After years of scandal and a United States-led investigation that forced the resignation of FIFA President Sepp Blatter, the world governing body of football has finally admitted that past World Cups were awarded based on bribes. However, if you think this is the end to a history of shocking naiveté by FIFA officials, think again.
On Wednesday, FIFA requested that U.S. authorities return tens of million dollars of last year’s $190 million seizure from alleged corrupt officials working for the organization. Now that the organization has openly admitted that past World Cup’s were indeed awarded because of bribes accepted by top ranking officials within FIFA, it’s almost laughable that the governing body of the world’s most popular sport thinks that it should get some of that money back.
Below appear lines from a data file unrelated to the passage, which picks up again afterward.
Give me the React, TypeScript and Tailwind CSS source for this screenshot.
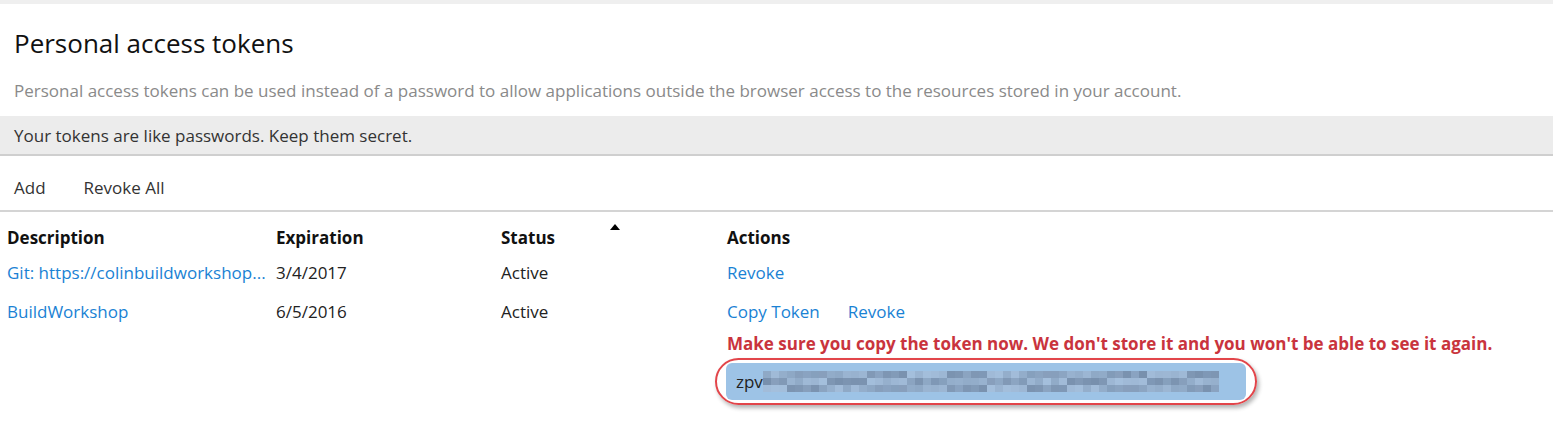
const blurCells = [
  "#8fa9c6", "#7f98b6", "#a4bfdc", "#8aa3c1", "#93adca", "#7b93b0", "#9ab4d1", "#8ca5c2",
  "#a0bad7", "#7e96b3", "#91abc8", "#86a0bd", "#a3bedb", "#7890ad", "#98b2cf", "#8ba4c1",
  "#9fb9d6", "#829bb8", "#94aecb", "#7c94b1", "#a1bbd8", "#889fbc", "#96b0cd", "#7f97b4",
  "#9cb6d3", "#8ea8c5", "#a2bcd9", "#7a92af", "#92acc9", "#879fbc", "#9db7d4", "#8199b6",
];

function TokenBlur() {
  const cols = 57;
  const rows = 3;
  const cw = 8;
  const ch = 7;
  return (
    <svg width={cols * cw} height={rows * ch} className="block">
      {Array.from({ length: rows }).map((_, r) =>
        Array.from({ length: cols }).map((_, c) => (
          <rect
            key={`${r}-${c}`}
            x={c * cw}
            y={r * ch}
            width={cw}
            height={ch}
            fill={blurCells[(c * 7 + r * 13 + ((c * c) % 5)) % blurCells.length]}
          />
        ))
      )}
    </svg>
  );
}

const cols = "grid grid-cols-[269px_225px_226px_1fr]";

export default function App() {
  return (
    <div className="w-[1553px] h-[430px] bg-white overflow-hidden font-['Open_Sans',sans-serif] text-[17px] text-[#222]">
      <div className="h-[4px] bg-[#efefef]" />
      <h1 className="pl-[14px] pt-[21px] text-[26px] leading-[36px] text-[#111]">
        Personal access tokens
      </h1>
      <p className="pl-[14px] pt-[18px] leading-[24px] text-[#8a8a8a]">
        Personal access tokens can be used instead of a password to allow applications outside the browser access to the resources stored in your account.
      </p>
      <div className="mt-[13px] h-[40px] bg-[#ececec] border-b-2 border-[#cfcfcf] pl-[14px] pt-[2px] flex items-center text-[#333]">
        Your tokens are like passwords. Keep them secret.
      </div>
      <div className="h-[56px] border-b-2 border-[#d4d4d4] pl-[14px] pt-[10px] flex items-center gap-[38px] text-[#333]">
        <span>Add</span>
        <span>Revoke All</span>
      </div>
      <div className="pl-[7px] leading-[24px]">
        <div className={`${cols} h-[38px] items-end font-bold text-[#111]`}>
          <span>Description</span>
          <span>Expiration</span>
          <span className="relative h-full flex items-end">
            Status
            <span className="absolute left-[109px] top-[12px] w-0 h-0 border-l-[5px] border-r-[5px] border-b-[6px] border-l-transparent border-r-transparent border-b-black" />
          </span>
          <span>Actions</span>
        </div>
        <div className={`${cols} h-[35px] items-end`}>
          <span className="text-[#1a82d4] truncate pr-[4px]">Git: https://colinbuildworkshop...</span>
          <span>3/4/2017</span>
          <span>Active</span>
          <span className="text-[#1a82d4]">Revoke</span>
        </div>
        <div className={`${cols} h-[39px] items-end`}>
          <span className="text-[#1a82d4]">BuildWorkshop</span>
          <span>6/5/2016</span>
          <span>Active</span>
          <span className="flex gap-[28px] text-[#1a82d4]">
            <span>Copy Token</span>
            <span>Revoke</span>
          </span>
        </div>
        <div className={cols}>
          <span />
          <span />
          <span />
          <div className="flex flex-col items-start">
            <span className="mt-[10px] font-bold text-[#c9343d] leading-[20px]">
              Make sure you copy the token now. We don't store it and you won't be able to see it again.
            </span>
            <div className="mt-[4px] -ml-[12px] rounded-full border-[2.5px] border-[#e2454a] px-[9px] py-[3px] shadow-[2px_3px_4px_rgba(0,0,0,0.3)]">
              <div className="w-[520px] h-[37px] bg-[#9dc3e6] rounded-[6px] flex items-center pl-[10px] text-[#222]">
                <span>zpv</span>
                <TokenBlur />
              </div>
            </div>
          </div>
        </div>
      </div>
    </div>
  );
}
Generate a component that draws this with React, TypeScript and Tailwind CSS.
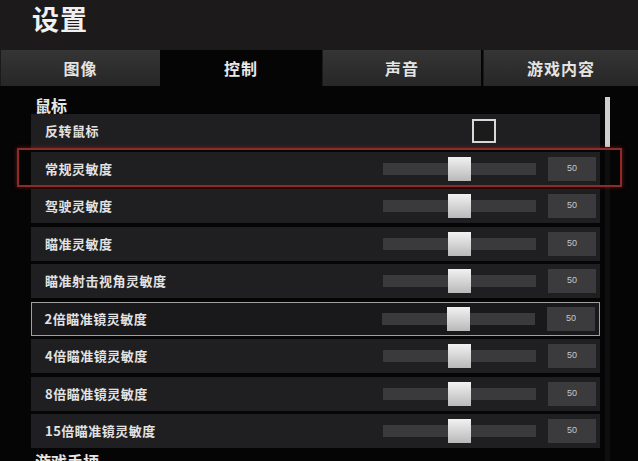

In a statement released by the organization, current FIFA President Gianni Infantino said: “The monies [the convicted defendants] pocketed belonged to global football and were meant for the development and promotion of the game. FIFA as the world governing body of football wants that money back and we are determined to get it no matter how long it takes.”
At first glance, FIFA’s play for restitution is certainly understandable. FIFA’s lawyers argue that the organization “has become notable for the defendants’ bribery and corruption, not its many good works” and is “entitled to restitution for this harm to its business relationships, reputation and intangible property.” But the bribery and shady business of global soccer officials working on behalf of the organization is a symptom not just of greed but a culture of corruption at FIFA that was so blatant to the world that it’s almost shocking that it took 17 years before Sepp Blatter finally resigned to dodge the heat. How else does a country like Qatar receive a World Cup?
“The convicted defendants abused the positions of trust they held at FIFA and other international football organizations and caused serious and lasting damage to FIFA,” Infantino said. “”These dollars were meant to build football fields, not mansions and pools; to buy football kits, not jewelry and cars; and to fund youth player and coach development, not to underwrite lavish lifestyles for football and sports marketing executives.”
FIFA’s desperate grab for the money seized by U.S. authorities is a bit overzealous, considering that the organization, whether knowingly or unknowingly, did in fact participate in a global corruption scandal that spans multiple editions of the beloved World Cup. A simple acknowledgement or admission of bribery does not suddenly rectify the reputation of the world governing body of football. If anything, FIFA’s plea for money seized on account of its officials’ crimes only further distances the organization from the fans and players that have sworn loyalty to the sport.